Einde inhoudsopgave
Verordening (EU) 2017/625 betreffende officiële controles en andere officiële activiteiten die worden uitgevoerd om de toepassing van de levensmiddelen- en diervoederwetgeving en van de voorschriften inzake diergezondheid, dierenwelzijn, plantgezondheid en gewasbeschermingsmiddelen te waarborgen (verordening officiële controles)
Artikel 104 Bijstand op verzoek
Geldend
Geldend vanaf 27-04-2017
- Bronpublicatie:
15-03-2017, PbEU 2017, L 95 (uitgifte: 07-04-2017, regelingnummer: 2017/625)
- Inwerkingtreding
27-04-2017
- Bronpublicatie inwerkingtreding:
15-03-2017, PbEU 2017, L 95 (uitgifte: 07-04-2017, regelingnummer: 2017/625)
- Vakgebied(en)
Bestuursrecht algemeen / Handhaving algemeen
Agrarisch recht (V)
Gezondheidsrecht / Voedsel- en warenkwaliteit
Bestuursrecht algemeen / Toezicht
Dierenrecht / Veehouderij
Dierenrecht / Dierenwelzijn
1.
Wanneer de bevoegde autoriteiten in een lidstaat van oordeel zijn dat zij voor de uitvoering van officiële controles of voor de doeltreffende opvolging van die controles op hun grondgebied gegevens of informatie van de bevoegde autoriteiten van een andere lidstaat nodig hebben, zenden zij de bevoegde autoriteiten van die lidstaat een met redenen omkleed verzoek om administratieve bijstand. De bevoegde autoriteiten waaraan het verzoek is gericht:
- a)
bevestigen onverwijld de ontvangst van het verzoek;
- b)
geven, wanneer de verzoekende bevoegde autoriteit daarom verzoekt, binnen tien werkdagen na ontvangst van het verzoek aan hoeveel tijd zij naar schatting nodig hebben om een onderbouwd antwoord op het verzoek te geven, en
- c)
verrichten alle officiële controles of onderzoeken die noodzakelijk zijn om de bevoegde autoriteiten die het verzoek hebben gedaan, onverwijld alle noodzakelijke gegevens en documenten toe te zenden die zij nodig hebben om onderbouwde beslissingen te kunnen nemen en naleving van de voorschriften van de Unie binnen hun rechtsgebied te verifiëren.
2.
De documenten kunnen als originelen of als kopieën worden toegezonden.
3.
Bij de in lid 1, onder c), bedoelde officiële controles en onderzoeken die worden verricht door de bevoegde autoriteiten waaraan het verzoek is gericht, mogen in onderlinge overeenstemming tussen beide bevoegde autoriteiten personeelsleden aanwezig zijn die zijn aangewezen door de bevoegde autoriteiten die het verzoek hebben gedaan.

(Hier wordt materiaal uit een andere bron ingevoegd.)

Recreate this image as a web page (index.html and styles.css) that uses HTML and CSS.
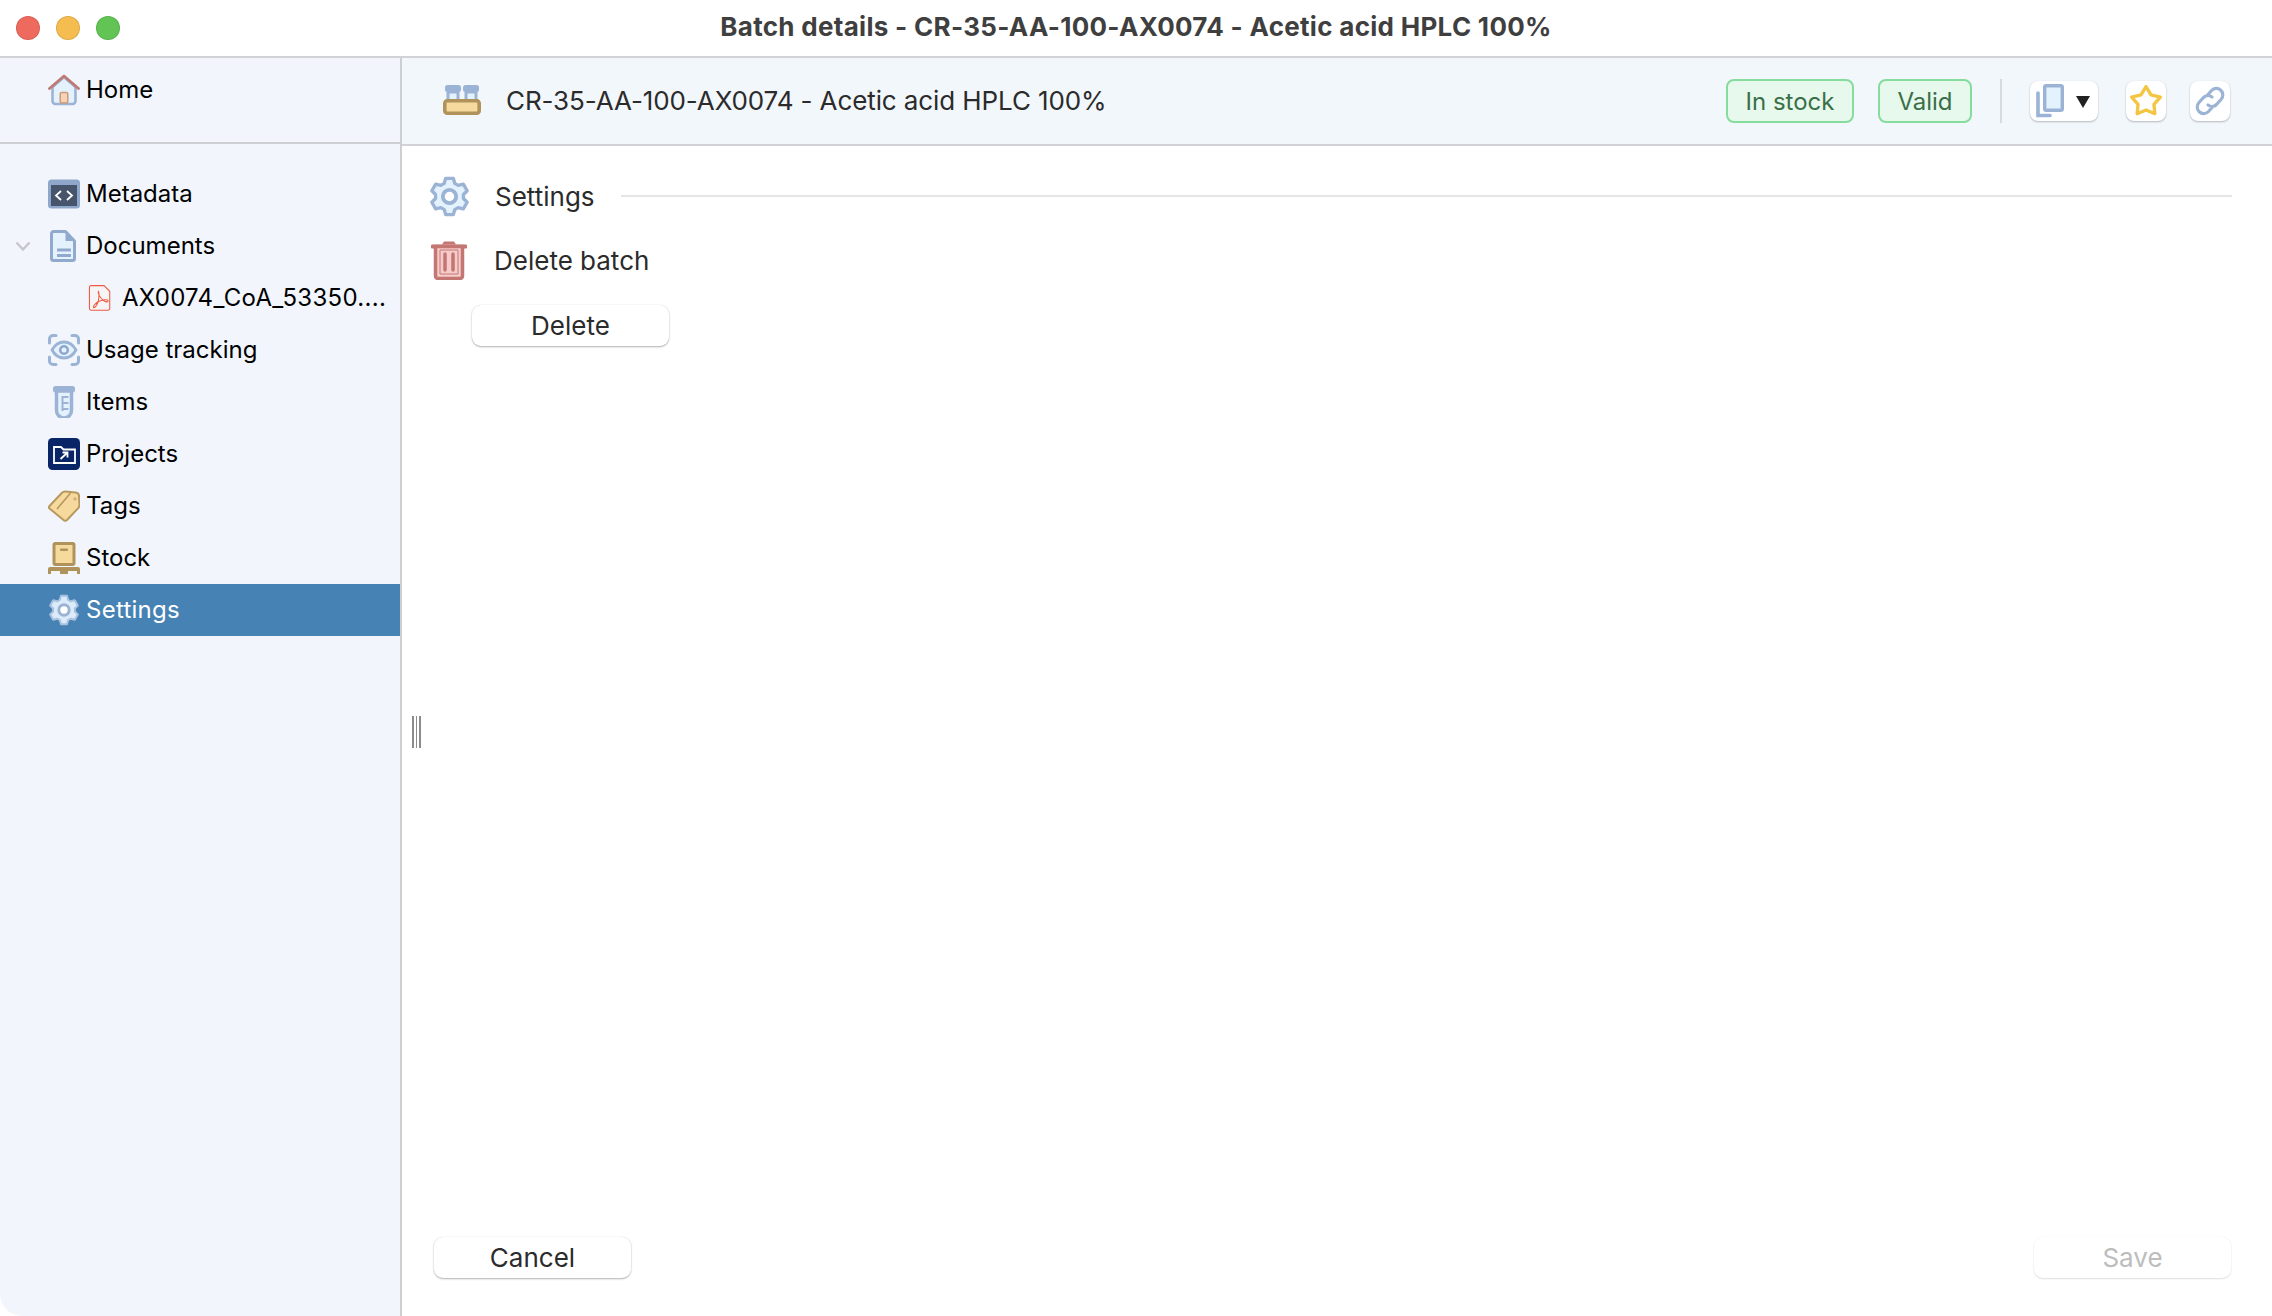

In dat geval geldt voor de personeelsleden van de bevoegde autoriteiten die het verzoek hebben gedaan, dat zij:
- a)
te allen tijde een schriftelijke machtiging kunnen overleggen waarin hun identiteit en hun officiële hoedanigheid zijn vermeld;
- b)
van de exploitant toegang krijgen tot dezelfde gebouwen en documenten als de personeelsleden van de bevoegde autoriteiten waaraan het verzoek is gericht, door bemiddeling van laatstgenoemden, met als enig doel ervoor te zorgen dat het administratief onderzoek wordt uitgevoerd, en
- c)
niet op eigen initiatief de onderzoeksbevoegdheden uitoefenen van ambtenaren van de autoriteit waaraan het verzoek is gericht.